Hasbro must replace underperforming preschool brands and develop brands which will fit naturally with the HUB television network. These brands can be further developed to create innovative toy concepts, or more functional and interactive versions of successful past brands such as Mr. Potato Head. In addition, it should focus on more advanced interactive and educational electronic toys. One option would be for Hasbro to partner with the consumer electronics company, V-Tech, to discuss the creation of an iPad-like device for children.
Although these types of products carry higher costs of goods sold, they are essential in order to generate the brand excitement needed to gain market share. Long-term success will be characterized by lower advertising spending which we believe is obtainable by leveraging the Hub and the company’s other entertainment partners. Another possible way to generate interest in one of the brands is the release of a major motion picture. This strategy has fared well with the company’s other business units and we believe it could compliment either the Tonka or Mr. Potato Head brands.
The success of the Company’s software based products, such as smart phone versions of popular board games, indicates that app stores could be utilized to generate interest in new preschool products.
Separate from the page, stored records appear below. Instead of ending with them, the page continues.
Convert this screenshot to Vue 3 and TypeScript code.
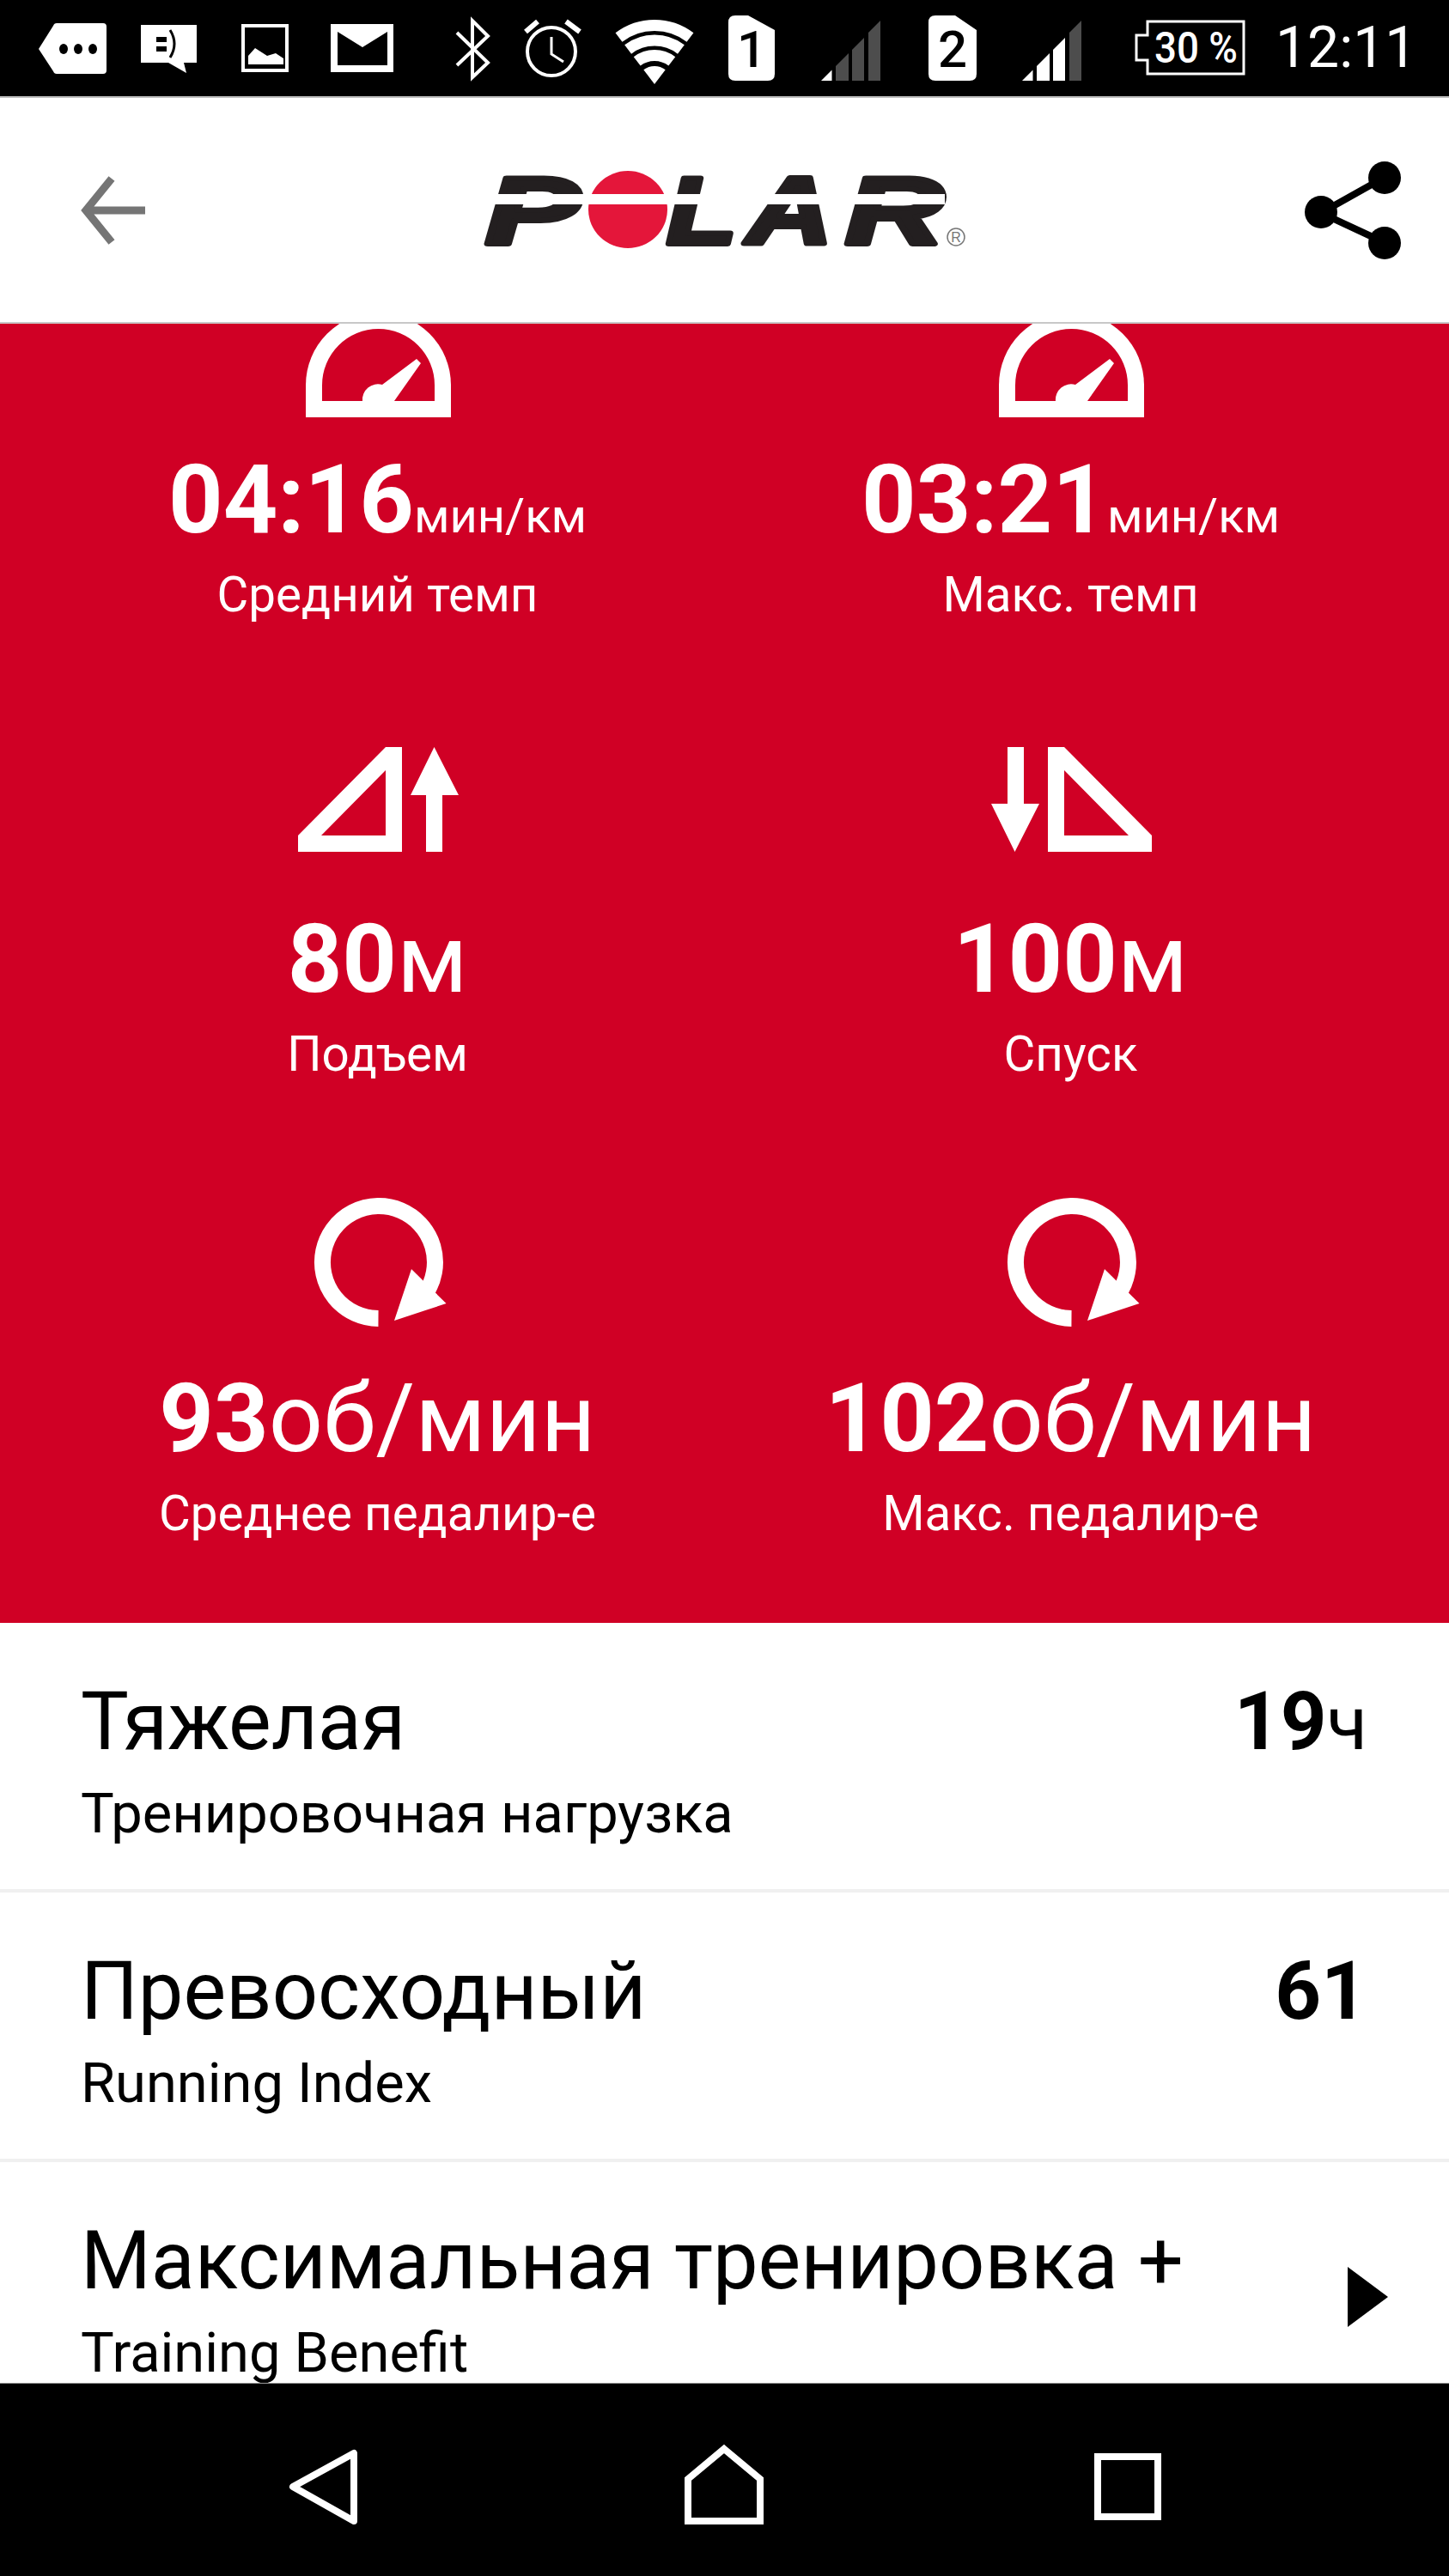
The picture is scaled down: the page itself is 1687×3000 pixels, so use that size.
<script setup lang="ts">
interface Stat { icon: string; value: string; unit: string; label: string; big: boolean }
interface Row { title: string; sub: string; value: string; unit: string; more: boolean }

const stats: Stat[] = [
  { icon: 'gauge', value: '04:16', unit: 'мин/км', label: 'Средний темп', big: false },
  { icon: 'gauge', value: '03:21', unit: 'мин/км', label: 'Макс. темп', big: false },
  { icon: 'up', value: '80', unit: 'м', label: 'Подъем', big: true },
  { icon: 'down', value: '100', unit: 'м', label: 'Спуск', big: true },
  { icon: 'cadence', value: '93', unit: 'об/мин', label: 'Среднее педалир-е', big: true },
  { icon: 'cadence', value: '102', unit: 'об/мин', label: 'Макс. педалир-е', big: true }
]

const rows: Row[] = [
  { title: 'Тяжелая', sub: 'Тренировочная нагрузка', value: '19', unit: 'ч', more: false },
  { title: 'Превосходный', sub: 'Running Index', value: '61', unit: '', more: false },
  { title: 'Максимальная тренировка +', sub: 'Training Benefit', value: '', unit: '', more: true }
]
</script>

<template>
  <div class="phone">
    <div class="status">
      <svg width="124" height="112" viewBox="0 0 124 112"><path d="M66 27H120q4 0 4 4V82q0 4-4 4H66q-3 0-4-3L45 57 62 30q1-3 4-3Z" fill="#fff"/><ellipse cx="74" cy="57" rx="5" ry="6"/><ellipse cx="91" cy="57" rx="5" ry="6"/><ellipse cx="108" cy="57" rx="5" ry="6"/></svg>
      <svg width="112" height="112" viewBox="124 0 112 112"><path d="M164 29H229V73H214L217 85 196 73H164Z" fill="#fff"/><rect x="182" y="43" width="12" height="6"/><rect x="182" y="54" width="12" height="6"/><path d="M198 35Q208 51 198 67" fill="none" stroke="#000" stroke-width="3"/></svg>
      <svg width="110" height="112" viewBox="236 0 110 112"><rect x="283" y="30" width="51" height="52" fill="none" stroke="#fff" stroke-width="4"/><path d="M289 65 297 56 311 65 321 62 330 68V75H289Z" fill="#fff"/></svg>
      <svg width="124" height="112" viewBox="346 0 124 112"><rect x="385" y="28" width="73" height="56" fill="#fff"/><path d="M393 37 422 55 451 37V76H393Z"/></svg>
      <svg width="110" height="112" viewBox="470 0 110 112"><path d="M532 38 568 73 550 90V24L568 42 532 76" fill="none" stroke="#fff" stroke-width="4"/></svg>
      <svg width="105" height="112" viewBox="580 0 105 112"><circle cx="642" cy="60" r="28" fill="none" stroke="#fff" stroke-width="4"/><path d="M642 43V63L656 72" fill="none" stroke="#fff" stroke-width="3"/><path d="M612 37 626 25M659 25 675 37" stroke="#fff" stroke-width="6"/></svg>
      <svg width="135" height="112" viewBox="685 0 135 112"><g fill="none" stroke="#fff" stroke-width="13"><path d="M720.5 43.5A68.5 68.5 0 0 1 803.5 43.5"/><path d="M731.1 57.5A51 51 0 0 1 792.9 57.5"/><path d="M741.7 71.4A33.5 33.5 0 0 1 782.3 71.4"/></g><path d="M762 98 749.3 81.3A21 21 0 0 1 774.7 81.3Z" fill="#fff"/></svg>
      <svg width="95" height="112" viewBox="820 0 95 112"><path d="M856 18H871L902 35V86q0 8-8 8H856q-8 0-8-8V26q0-8 8-8Z" fill="#fff"/><text x="875" y="78" class="sim">1</text></svg>
      <svg width="120" height="112" viewBox="915 0 120 112"><path d="M956 94 968.5 81.5V94Z" fill="#fff"/><g fill="#4d4d4d"><path d="M973 94V77L988 62V94Z"/><path d="M992 94V58L1006 44V94Z"/><path d="M1011 94V38L1025 24V94Z"/></g></svg>
      <svg width="115" height="112" viewBox="1035 0 115 112"><path d="M1089 18H1112L1137 35V86q0 8-8 8H1089q-8 0-8-8V26q0-8 8-8Z" fill="#fff"/><text x="1109" y="78" class="sim">2</text></svg>
      <svg width="120" height="112" viewBox="1150 0 120 112"><path d="M1190 94 1202.5 81.5V94Z" fill="#fff"/><g fill="#fff"><path d="M1207 94V77L1222 62V94Z"/><path d="M1226 94V58L1240 44V94Z"/></g><path d="M1245 94V38L1259 24V94Z" fill="#4d4d4d"/></svg>
      <svg width="195" height="112" viewBox="1270 0 195 112"><path d="M1336 25H1448V86H1336V70H1323V41H1336Z" fill="none" stroke="#fff" stroke-width="3"/><text x="1344" y="73" class="batt" textLength="97" lengthAdjust="spacingAndGlyphs">30 %</text></svg>
      <span class="time">12:11</span>
    </div>

    <header class="top">
      <svg class="back" width="76" height="80" viewBox="93 204 76 80"><path d="M169 244H100M130 207 100 244 130 281" fill="none" stroke="#757575" stroke-width="9"/></svg>
      <svg class="logo" width="590" height="150" viewBox="540 169 590 150">
        <g class="logo-letters">
          <text transform="translate(565 283) scale(1.47 1)">P</text>
          <text transform="translate(776 283) scale(1.2 1)">L</text>
          <text transform="translate(869 283) scale(1.24 1)">A</text>
          <text transform="translate(984 283) scale(1.42 1)">R</text>
        </g>
        <ellipse cx="731" cy="243" rx="46" ry="45" fill="#e4163a"/>
        <rect x="550" y="225" width="550" height="12" fill="#fff"/>
        <circle cx="1113" cy="275" r="10" fill="none" stroke="#777" stroke-width="1.5"/>
        <text x="1113" y="281" class="reg">R</text>
      </svg>
      <svg class="share" width="112" height="114" viewBox="1519 186 112 114"><path d="M1611 205 1538 246 1611 280" fill="none" stroke="#000" stroke-width="8"/><circle cx="1612" cy="205" r="19"/><circle cx="1538" cy="245" r="19"/><circle cx="1612" cy="281" r="19"/></svg>
    </header>

    <section class="red">
      <div class="grid">
        <div v-for="s in stats" :key="s.label" class="cell">
          <svg v-if="s.icon === 'gauge'" width="200" height="170" viewBox="340 320 200 170">
            <path d="M356 486V448.5A84.5 84.5 0 0 1 525 448.5V486Z" fill="#fff"/>
            <path d="M375 467V448.5A65.5 65.5 0 0 1 506 448.5V467H459L490 423 485 418 445 448A18 18 0 0 0 422 467Z" fill="#d00025"/>
          </svg>
          <svg v-else-if="s.icon === 'up'" width="200" height="170" viewBox="340 855 200 170">
            <path d="M347 992V973L449 870H468V992ZM374 973H449V897Z" fill="#fff" fill-rule="evenodd"/>
            <path d="M505.500 870 534 926H515V992H496V926H478Z" fill="#fff"/>
          </svg>
          <svg v-else-if="s.icon === 'down'" width="200" height="170" viewBox="1146 855 200 170">
            <path d="M1340 992V973L1238 870H1219V992ZM1313 973H1238V897Z" fill="#fff" fill-rule="evenodd"/>
            <path d="M1180.500 992 1209 936H1191V870H1172V936H1153Z" fill="#fff"/>
          </svg>
          <svg v-else width="200" height="170" viewBox="340 1390 200 170">
            <path d="M440.500 1535.500A65.500 65.500 0 1 1 495 1507" fill="none" stroke="#fff" stroke-width="19"/>
            <path d="M459 1538 479 1478 519.500 1518Z" fill="#fff"/>
          </svg>
          <div class="value">{{ s.value }}<span :class="s.big ? 'unit-big' : 'unit-small'">{{ s.unit }}</span></div>
          <div class="label">{{ s.label }}</div>
        </div>
      </div>
    </section>

    <section class="list">
      <div v-for="r in rows" :key="r.title" class="row">
        <div class="texts">
          <div class="title">{{ r.title }}</div>
          <div class="sub">{{ r.sub }}</div>
        </div>
        <div v-if="r.value" class="row-value">{{ r.value }}<span class="row-unit">{{ r.unit }}</span></div>
        <svg v-if="r.more" class="chev" width="47" height="70" viewBox="0 0 47 70"><path d="M0 0 47 35 0 70Z"/></svg>
      </div>
    </section>

    <nav class="nav">
      <svg width="90" height="100" viewBox="330 2845 90 100"><path d="M412 2856V2935L341 2895Z" fill="none" stroke="#fff" stroke-width="8" stroke-linejoin="round"/></svg>
      <svg width="100" height="100" viewBox="793 2845 100 100"><path d="M843 2851 885 2886V2935H801V2886Z" fill="none" stroke="#fff" stroke-width="8"/></svg>
      <svg class="nav-last" width="84" height="84" viewBox="1271 2853 84 84"><rect x="1278" y="2860" width="70" height="70" fill="none" stroke="#fff" stroke-width="8"/></svg>
    </nav>
  </div>
</template>

<style scoped>
.phone {
  width: 1687px;
  height: 3000px;
  display: flex;
  flex-direction: column;
  overflow: hidden;
  background: #fff;
  font-family: Roboto, "Liberation Sans", sans-serif;
}
.status {
  height: 112px;
  flex: none;
  background: #000;
  display: flex;
  align-items: center;
}
.status svg { flex: none; }
.sim { font: 500 60px Roboto, sans-serif; fill: #000; text-anchor: middle; }
.batt { font: 500 50px Roboto, sans-serif; fill: #fff; }
.time {
  color: #fff;
  font-size: 66px;
  line-height: 112px;
  margin-left: 20px;
}
.top {
  height: 265px;
  flex: none;
  box-sizing: border-box;
  border-top: 2px solid #bdbdbd;
  border-bottom: 2px solid #c8c8c8;
  display: flex;
  align-items: center;
}
.back { margin-left: 93px; flex: none; }
.logo { margin-left: 371px; flex: none; }
.share { margin-left: 389px; flex: none; }
.logo-letters text {
  font: italic 700 112px "Liberation Sans", sans-serif;
  fill: #231f20;
  stroke: #231f20;
  stroke-width: 6px;
  stroke-linejoin: round;
}
.reg { font: 400 16px "Liberation Sans", sans-serif; fill: #777; text-anchor: middle; }
.red {
  height: 1513px;
  flex: none;
  background: #d00025;
  overflow: hidden;
  color: #fff;
}
.grid {
  display: grid;
  grid-template-columns: 807px 807px;
  grid-auto-rows: 535px;
  margin: -57px 0 0 36px;
}
.cell {
  display: flex;
  flex-direction: column;
  align-items: center;
}
.cell svg { flex: none; }
.value {
  font-size: 111px;
  font-weight: 700;
  line-height: 120px;
  margin-top: 32px;
  white-space: nowrap;
}
.unit-small { font-size: 56px; font-weight: 400; line-height: 0; }
.unit-big { font-size: 111px; font-weight: 400; line-height: 0; }
.label {
  font-size: 56.5px;
  line-height: 70px;
  margin-top: 16px;
  white-space: nowrap;
}
.list {
  height: 885px;
  flex: none;
  overflow: hidden;
  color: #000;
}
.row {
  height: 314px;
  box-sizing: border-box;
  border-bottom: 4px solid #f0f0f0;
  padding: 0 95px 0 94px;
  display: flex;
  justify-content: space-between;
}
.row:last-child { border-bottom: 0; }
.title {
  font-size: 93.7px;
  line-height: 110px;
  margin-top: 60px;
  white-space: nowrap;
}
.sub {
  font-size: 65px;
  line-height: 76px;
  margin-top: 14px;
  white-space: nowrap;
}
.row-value {
  font-size: 94px;
  font-weight: 700;
  line-height: 110px;
  margin-top: 60px;
}
.row-unit { font-size: 87px; font-weight: 400; line-height: 0; }
.chev { align-self: center; flex: none; margin: 0 -24px 0 0; }
.nav {
  flex: 1;
  background: #000;
  border-top: 1px solid #999;
  display: flex;
  align-items: center;
  padding: 16px 0 0 330px;
  gap: 373px;
}
.nav-last { margin-left: 5px; }
</style>
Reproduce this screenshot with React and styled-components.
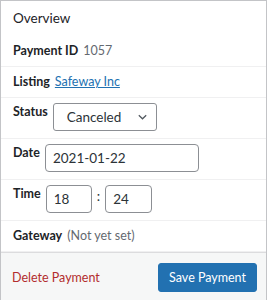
import React from "react";
import styled, { createGlobalStyle } from "styled-components";

const Global = createGlobalStyle`
  html, body { margin: 0; padding: 0; background: #ffffff; }
  body { font-family: Lato, "Noto Sans", Arial, sans-serif; font-size: 12.5px; color: #3c434a; }
  * { box-sizing: border-box; }
`;

const Box = styled.div`
  width: 267px;
  min-height: 300px;
  border: 1px solid #c3c4c7;
  border-bottom: none;
  background: #fff;
  display: flex;
  flex-direction: column;
`;

const Header = styled.h2`
  margin: 0;
  padding: 8px 12px 8px;
  font-size: 13.5px;
  font-weight: 400;
  line-height: 19px;
  color: #1d2327;
`;

const Row = styled.div`
  display: flex;
  align-items: flex-start;
  gap: 5px;
  padding: ${(p) => (p.$control ? "5px 12px 7px" : "6px 12px")};
  line-height: 18px;
  border-bottom: 1px solid #f0f0f1;
`;

const Label = styled.span`
  font-weight: 700;
  color: #1d2327;
`;

const Value = styled.span`
  color: #646970;
`;

const Link = styled.a`
  color: #2271b1;
  text-decoration: underline;
`;

const Select = styled.div`
  width: 104px;
  height: 28px;
  border: 1px solid #8c8f94;
  border-radius: 3px;
  display: flex;
  align-items: center;
  justify-content: space-between;
  padding: 0 9px 0 13px;
  font-size: 13.5px;
  color: #2c3338;
  background: #fff;
`;

const Input = styled.div`
  width: ${(p) => p.$w}px;
  height: 28px;
  border: 1px solid #8c8f94;
  border-radius: 4px;
  display: flex;
  align-items: center;
  padding: 0 7px;
  font-size: 13.5px;
  color: #2c3338;
  background: #fff;
`;

const TimeGroup = styled.div`
  display: flex;
  align-items: center;
  gap: 5px;
`;

const Colon = styled.span`
  font-size: 13.5px;
  color: #2c3338;
  margin-top: -6px;
`;

const Footer = styled.div`
  flex: 1;
  background: #f6f7f7;
  border-top: 1px solid #dcdcde;
  padding: 10px 9px 10px 10px;
  display: flex;
  align-items: flex-start;
  justify-content: space-between;
`;

const DeleteLink = styled.a`
  color: #b32d2e;
  font-size: 12.5px;
  line-height: 29px;
  text-decoration: none;
  padding-left: 1px;
`;

const Button = styled.button`
  height: 29px;
  padding: 0 10px;
  border: 1px solid #2271b1;
  border-radius: 3px;
  background: #2271b1;
  color: #fff;
  font-family: inherit;
  font-size: 12.5px;
  line-height: 27px;
`;

const Chevron = () => (
  <svg width="9" height="6" viewBox="0 0 9 6" fill="none">
    <path d="M0.8 1.2l3.7 3.6 3.7-3.6" stroke="#50575e" strokeWidth="1.2" />
  </svg>
);

export default function App() {
  return (
    <>
      <Global />
      <Box>
        <Header>Overview</Header>
        <Row>
          <Label>Payment ID</Label>
          <Value>1057</Value>
        </Row>
        <Row>
          <Label>Listing</Label>
          <Link href="#">Safeway Inc</Link>
        </Row>
        <Row $control>
          <Label>Status</Label>
          <Select>
            <span>Canceled</span>
            <Chevron />
          </Select>
        </Row>
        <Row $control>
          <Label>Date</Label>
          <Input $w={154}>2021-01-22</Input>
        </Row>
        <Row $control>
          <Label>Time</Label>
          <TimeGroup>
            <Input $w={46}>18</Input>
            <Colon>:</Colon>
            <Input $w={47}>24</Input>
          </TimeGroup>
        </Row>
        <Row>
          <Label>Gateway</Label>
          <Value>(Not yet set)</Value>
        </Row>
        <Footer>
          <DeleteLink href="#">Delete Payment</DeleteLink>
          <Button>Save Payment</Button>
        </Footer>
      </Box>
    </>
  );
}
Since several parents use their smart phones to entertain their children, Hasbro should consider creating a free app with games to entertain preschool aged children. Over fifty percent of Hasbro’s revenue comes from sales at Wal-Mart, Target, or Toys R’ Us. As such, the company will need to gain shelf space at these three retailers. The easiest way to do this is by offering back end rebates to the retailers.
Since switching costs are low, from the retailer’s point of view, we believe that a rebate program could be designed in a manner which reduces the probability that it will be shopped to competitors. Hasbro has been successful in several endeavors involving its other business units and it is now the time for its preschool to division to shine. By implementing the above initiatives, Hasbro will not only strengthen its Preschool business unit and increase its overall revenues but will put itself on the path toward becoming the world’s leading toy company.